Оказывается, древние римляне придумали рецепт, чтобы легче было жить, когда наступали плохие времена, – надо было съесть живую жабу. Сколь бы отвратительным ни было время, оно не могло быть отвратительнее поглощения живой жабы. Съешь ее, и все остальное покажется не таким уж мерзким, – так советовали современники Юлия Цезаря. Для американцев маккартизм являлся «временем жабы». Для меня – и не только для меня – таковыми стали годы правления Брежнева.
Кастрация специального номера Soviet Life была лишь предвестником последующих перемен. Это походило на первое дуновение холодного ветра, от которого поеживаешься, но потом забываешь, ведь до зимы еще, кажется, далеко. А холода наступали.
Вскоре Театр на Таганке и Юрий Петрович Любимов оказались на мушке у государственной цензуры. Пьесы кромсались, запрещались, каждая новая постановка превращалась в борьбу не на жизнь, а на смерть между Таганкой и бюрократическим аппаратом, представленным в данном случае Министерством культуры. Аппарат всегда стремился к единообразию, все, что отличалось, все, что «вытарчивало», перемалывалось. Таганка и в самом деле «вытарчивала». В свое время Любимова расстреляли бы либо задавили, как, например, задавили Михоэлса. При более «гуманном» правлении Брежнева его вынудили покинуть страну, да и не только его. Десятки советских художников, писателей, поэтов, режиссеров, ученых постигла та же участь. Впрочем, слово «вынудили» следует употреблять осторожно…
Весной 1987 года я оказался в Голливуде, куда американские кинодеятели пригласили небольшую группу своих советских коллег (меня включили в делегацию по настоянию тогдашнего первого секретаря Союза кинематографистов СССР Элема Климова, считавшего, что мое знание Америки и моя известность среди американцев могут пригодиться). Нас приняли исключительно радушно, в нашу честь устраивали банкеты, и я хорошо помню, как на одном таком банкете Климов подчеркнуто и публично отказался от общения с Андроном Сергеевичем Кончаловским, который за несколько лет до этого уехал работать в Соединенные Штаты. Потом я спросил Климова, почему он так поступил, и он ответил: «Понимаешь, Андрон пошел по пути наименьшего сопротивления. Пока мы воевали, пытались делать честные картины и получали по башке от бюрократов, а многие из нас и голодали, потому что эти сволочи лишали нас права на работу, он женился на француженке и удрал. И не вернулся. Благодаря папе ему сохранили гражданство, да и вообще не предали анафеме, как случилось с другими, например, с Тарковским. Когда было тяжело и страшно, он струсил, а теперь, когда времена изменились, он хочет пристроиться к тем, кто дрался за эти перемены. И я ему в этом деле не помощник!»
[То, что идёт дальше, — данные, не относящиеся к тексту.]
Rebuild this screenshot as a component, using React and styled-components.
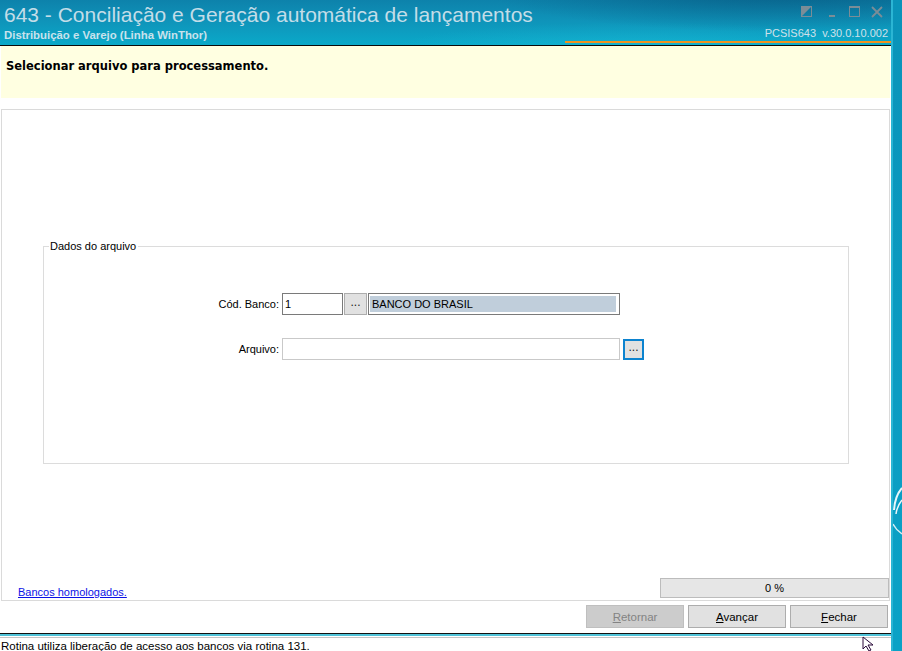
import styled, { createGlobalStyle } from "styled-components";

const Global = createGlobalStyle`
  html, body { margin: 0; padding: 0; background: #fff; }
  body { font-family: "Liberation Sans", Arial, sans-serif; font-size: 11px; color: #000; }
  * { box-sizing: border-box; }
`;

const Screen = styled.div`
  width: 902px;
  height: 651px;
  display: flex;
  overflow: hidden;
  position: relative;
`;

const Window = styled.div`
  width: 891px;
  height: 651px;
  display: flex;
  flex-direction: column;
  background: #fff;
  > * { flex-shrink: 0; }
`;

const Desktop = styled.div`
  flex: 1;
  border-left: 2px solid #2bb5d4;
  background: linear-gradient(180deg, #0a93b9 0%, #0b9cc2 60%, #0aa2c6 100%);
  position: relative;
  svg { position: absolute; left: 0; top: 480px; }
`;

/* ---------- title bar ---------- */
const TitleBar = styled.div`
  height: 46px;
  display: flex;
  border-bottom: 1px solid #0b0b0b;
  margin-right: -2px;
  background:
    radial-gradient(ellipse 420px 60px at 780px -10px, rgba(4, 70, 110, 0.55), rgba(4, 70, 110, 0) 70%),
    radial-gradient(ellipse 360px 40px at 640px 50px, rgba(40, 200, 225, 0.35), rgba(40, 200, 225, 0) 70%),
    linear-gradient(180deg, #0d82ab 0%, #0f93b9 45%, #0aa9c9 100%);
`;

const TitleText = styled.div`
  flex: 1;
  padding: 3px 0 0 4px;
  display: flex;
  flex-direction: column;
`;

const Title = styled.div`
  font-size: 21px;
  line-height: 24px;
  color: #c3dde8;
  white-space: nowrap;
`;

const Subtitle = styled.div`
  font-size: 11.4px;
  font-weight: bold;
  line-height: 13px;
  margin-top: 2px;
  color: #c9e2ec;
`;

const TitleRight = styled.div`
  width: 328px;
  display: flex;
  flex-direction: column;
  align-items: flex-end;
  margin-bottom: 2px;
  border-bottom: 2px solid #f0921f;
`;

const WinButtons = styled.div`
  display: flex;
  align-items: flex-start;
  gap: 11px;
  padding: 6px 10px 0 0;
  height: 27px;
  svg { display: block; }
`;

const Version = styled.div`
  font-size: 11px;
  line-height: 12px;
  color: #cfe1ea;
  padding-right: 5px;
  white-space: pre;
`;

/* ---------- yellow header ---------- */
const Header = styled.div`
  margin: 0 1px;
  height: 52px;
  padding: 13px 5px 0;
  background: #ffffe1;
  font-family: "DejaVu Sans", Verdana, sans-serif;
  font-weight: bold;
  font-size: 11.5px;
`;

/* ---------- main panel ---------- */
const Panel = styled.div`
  margin: 11px 1px 0 1px;
  height: 492px;
  border: 1px solid #dadada;
  display: flex;
  flex-direction: column;
  padding-top: 130px;
`;

const Group = styled.fieldset`
  margin: 0 40px 0 41px;
  height: 224px;
  border: 1px solid #dcdcdc;
  padding: 0;
  min-width: 0;
  legend {
    margin-left: 5px;
    padding: 0 2px 0 1px;
    font-size: 11px;
    line-height: 13px;
  }
`;

const Fields = styled.div`
  padding-top: 40px;
  display: flex;
  flex-direction: column;
  gap: 23px;
`;

const Row = styled.div`
  display: flex;
  align-items: center;
`;

const Label = styled.label`
  width: 238px;
  padding-right: 3px;
  text-align: right;
  font-size: 11px;
`;

const Input = styled.div`
  width: ${(p) => p.$w}px;
  height: 22px;
  border: 1px solid ${(p) => (p.$dark ? "#7a7a7a" : "#c9c9c9")};
  background: #fff;
  padding: 4px 2px;
  font-size: 11px;
  line-height: 12px;
`;

const NameBox = styled.div`
  width: 252px;
  height: 22px;
  margin-left: 1px;
  border: 1px solid #7a7a7a;
  padding: 2px 3px 2px 1px;
  background: #fff;
  div {
    height: 16px;
    background: #c0cedb;
    padding: 2px 2px 0;
    font-size: 11px;
    line-height: 12px;
  }
`;

const Dots = styled.button`
  width: ${(p) => (p.$focus ? 21 : 23)}px;
  height: ${(p) => (p.$focus ? 21 : 22)}px;
  margin-left: ${(p) => (p.$focus ? 3 : 1)}px;
  border: ${(p) => (p.$focus ? "2px solid #0c83cf" : "1px solid #adadad")};
  background: #e1e1e1;
  padding: 0 0 4px;
  font-family: "Liberation Sans", Arial, sans-serif;
  font-size: 12px;
  line-height: 11px;
  color: #1a1a1a;
`;

const Spacer = styled.div`
  flex: 1;
`;

const PanelFoot = styled.div`
  display: flex;
  align-items: flex-end;
  justify-content: space-between;
  padding: 0 0 2px 16px;
`;

const Link = styled.a`
  color: #0b12e6;
  text-decoration: underline;
  font-size: 11px;
`;

const Progress = styled.div`
  width: 229px;
  height: 20px;
  border: 1px solid #bcbcbc;
  background: #e6e6e6;
  text-align: center;
  font-size: 11px;
  line-height: 18px;
`;

/* ---------- wizard buttons ---------- */
const Buttons = styled.div`
  display: flex;
  justify-content: flex-end;
  gap: 4px;
  padding: 4px 3px 0 0;
  height: 31px;
`;

const Btn = styled.button`
  width: 98px;
  height: 23px;
  border: 1px solid ${(p) => (p.disabled ? "#bfbfbf" : "#adadad")};
  background: ${(p) => (p.disabled ? "#cccccc" : "#e1e1e1")};
  color: ${(p) => (p.disabled ? "#838383" : "#000")};
  font-family: "Liberation Sans", Arial, sans-serif;
  font-size: 11.5px;
  padding: 0;
`;

const Divider = styled.div`
  margin-top: 1px;
  height: 3px;
  border-top: 1px solid #111;
  background: #4fc3d8;
  margin-right: -1px;
`;

const StatusBar = styled.div`
  margin-top: 1px;
  flex: 1 1 auto;
  min-height: 0;
  overflow: hidden;
  border-top: 1px solid #c4c4c4;
  padding: 1px 0 0 1px;
  font-size: 11.5px;
  line-height: 14px;
  white-space: nowrap;
`;

const Cursor = styled.svg`
  position: absolute;
  left: 862px;
  top: 636px;
`;

const iconColor = "#7b8d97";

export default function App() {
  return (
    <>
      <Global />
      <Screen>
        <Window>
          <TitleBar>
            <TitleText>
              <Title>643 - Conciliação e Geração automática de lançamentos</Title>
              <Subtitle>Distribuição e Varejo (Linha WinThor)</Subtitle>
            </TitleText>
            <TitleRight>
              <WinButtons>
                <svg width="11" height="11" viewBox="0 0 11 11">
                  <rect x="0.5" y="0.5" width="10" height="10" fill="none" stroke={iconColor} />
                  <polygon points="0,0 11,0 0,11" fill={iconColor} />
                </svg>
                <svg width="11" height="11" viewBox="0 0 11 11" style={{ marginLeft: 4 }}>
                  <rect x="2" y="9" width="6" height="2" fill={iconColor} />
                </svg>
                <svg width="11" height="11" viewBox="0 0 11 11">
                  <rect x="0.5" y="0.5" width="10" height="10" fill="none" stroke={iconColor} />
                  <rect x="0" y="0" width="11" height="2" fill={iconColor} />
                </svg>
                <svg width="12" height="12" viewBox="0 0 12 12">
                  <path d="M1 1 L11 11 M11 1 L1 11" stroke={iconColor} strokeWidth="1.8" />
                </svg>
              </WinButtons>
              <Version>{"PCSIS643  v.30.0.10.002"}</Version>
            </TitleRight>
          </TitleBar>

          <Header>Selecionar arquivo para processamento.</Header>

          <Panel>
            <Group>
              <legend>Dados do arquivo</legend>
              <Fields>
                <Row>
                  <Label>Cód. Banco:</Label>
                  <Input $w={61} $dark>1</Input>
                  <Dots>...</Dots>
                  <NameBox>
                    <div>BANCO DO BRASIL</div>
                  </NameBox>
                </Row>
                <Row>
                  <Label>Arquivo:</Label>
                  <Input $w={338} />
                  <Dots $focus>...</Dots>
                </Row>
              </Fields>
            </Group>
            <Spacer />
            <PanelFoot>
              <Link href="#">Bancos homologados.</Link>
              <Progress>0 %</Progress>
            </PanelFoot>
          </Panel>

          <Buttons>
            <Btn disabled>
              <u>R</u>etornar
            </Btn>
            <Btn>
              <u>A</u>vançar
            </Btn>
            <Btn>
              <u>F</u>echar
            </Btn>
          </Buttons>

          <Divider />
          <StatusBar>Rotina utiliza liberação de acesso aos bancos via rotina 131.</StatusBar>
        </Window>

        <Desktop>
          <svg width="9" height="80" viewBox="0 0 9 80">
            <path d="M9 8 Q2 16 1 30" stroke="#e8f7fb" strokeWidth="2" fill="none" />
            <path d="M9 20 Q4 26 3 34" stroke="#e8f7fb" strokeWidth="1.5" fill="none" />
            <path d="M9 54 Q3 50 0 44" stroke="#d4eef5" strokeWidth="1.5" fill="none" />
          </svg>
        </Desktop>

        <Cursor width="14" height="16" viewBox="0 0 14 16">
          <path d="M1 1 L1 13 L4 10 L7 15 L9 14 L6 9 L11 9 Z" fill="#fff" stroke="#2a0a3a" strokeWidth="1" />
        </Cursor>
      </Screen>
    </>
  );
}
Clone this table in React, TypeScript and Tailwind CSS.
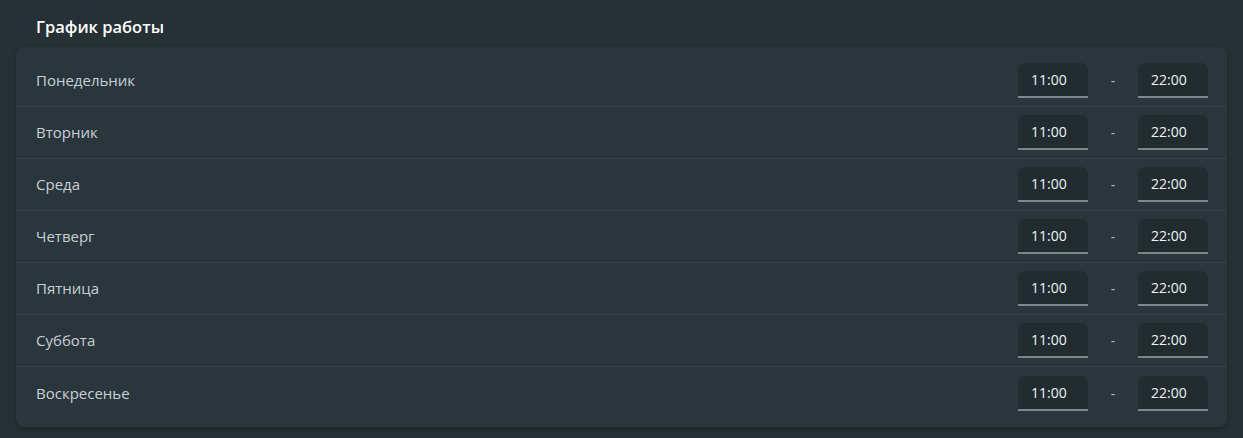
import React from 'react';

const days = ['Понедельник', 'Вторник', 'Среда', 'Четверг', 'Пятница', 'Суббота', 'Воскресенье'];

function TimeBox({ value }: { value: string }) {
  return (
    <div className="w-[70px] h-[35px] bg-[#222b30] rounded-t-[7px] border-b-2 border-[#7b878d] flex items-center pl-[13px] text-[14px] text-[#eef3f5]">
      {value}
    </div>
  );
}

export default function App() {
  return (
    <div className="min-h-[438px] bg-[#263035] px-4 pt-[14px] pb-3 font-['Open_Sans',sans-serif]">
      <h2 className="pl-5 text-[16.5px] font-semibold text-white leading-[26px] mb-[7px]">График работы</h2>

      <div className="bg-[#2b363c] rounded-lg pt-[8px] pb-[8px] shadow-[0_2px_4px_rgba(0,0,0,0.25)]">
        {days.map((day, i) => (
          <div
            key={day}
            className={`flex items-center h-[52px] pl-5 pr-[19px] ${i < days.length - 1 ? 'border-b border-[#344148]' : ''}`}
          >
            <span className="flex-1 text-[15px] text-[#c5d0d6]">{day}</span>
            <TimeBox value="11:00" />
            <span className="w-[50px] text-center text-[14px] text-[#aeb9bf]">-</span>
            <TimeBox value="22:00" />
          </div>
        ))}
      </div>
    </div>
  );
}
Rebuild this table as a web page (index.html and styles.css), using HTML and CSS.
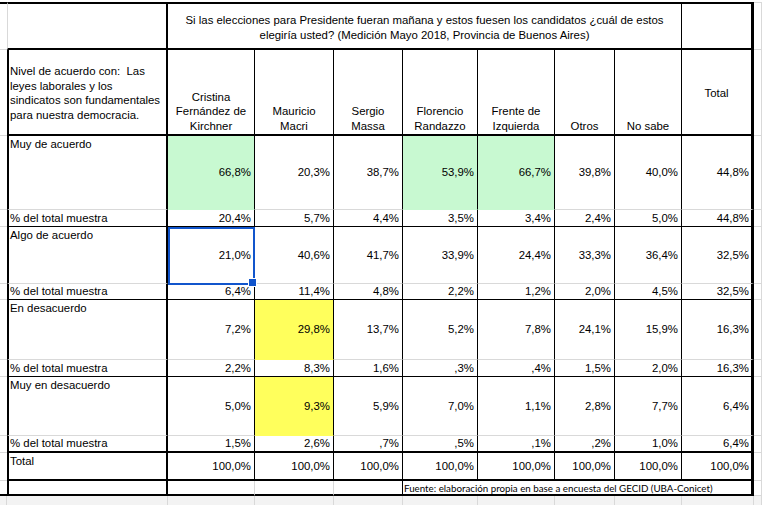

Я знаком с Андроном с 1957 года. Это, безусловно, один из самых умных, эрудированных и интересных людей, каких я когда-либо встречал. Я не могу сказать, что мы с ним близкие друзья. Скажу больше: я не уверен, что у Андрона вообще есть близкие друзья. Но у нас вполне приятельские отношения. Я привел этот эпизод, потому что считаю важным сегодня напомнить, чем являлся «железный занавес», каких неимоверных усилий стоило получить разрешение на выезд, и показать, как некоторые люди – в том числе такие порядочные и честные, как Элем Климов, воспринимали отъезды подобного рода. Я не согласен с Климовым. Я неоднократно говорил и повторяю: всякий человек имеет право уехать куда хочет и вернуться когда хочет. Но в то же время мне его реакция совершенно понятна.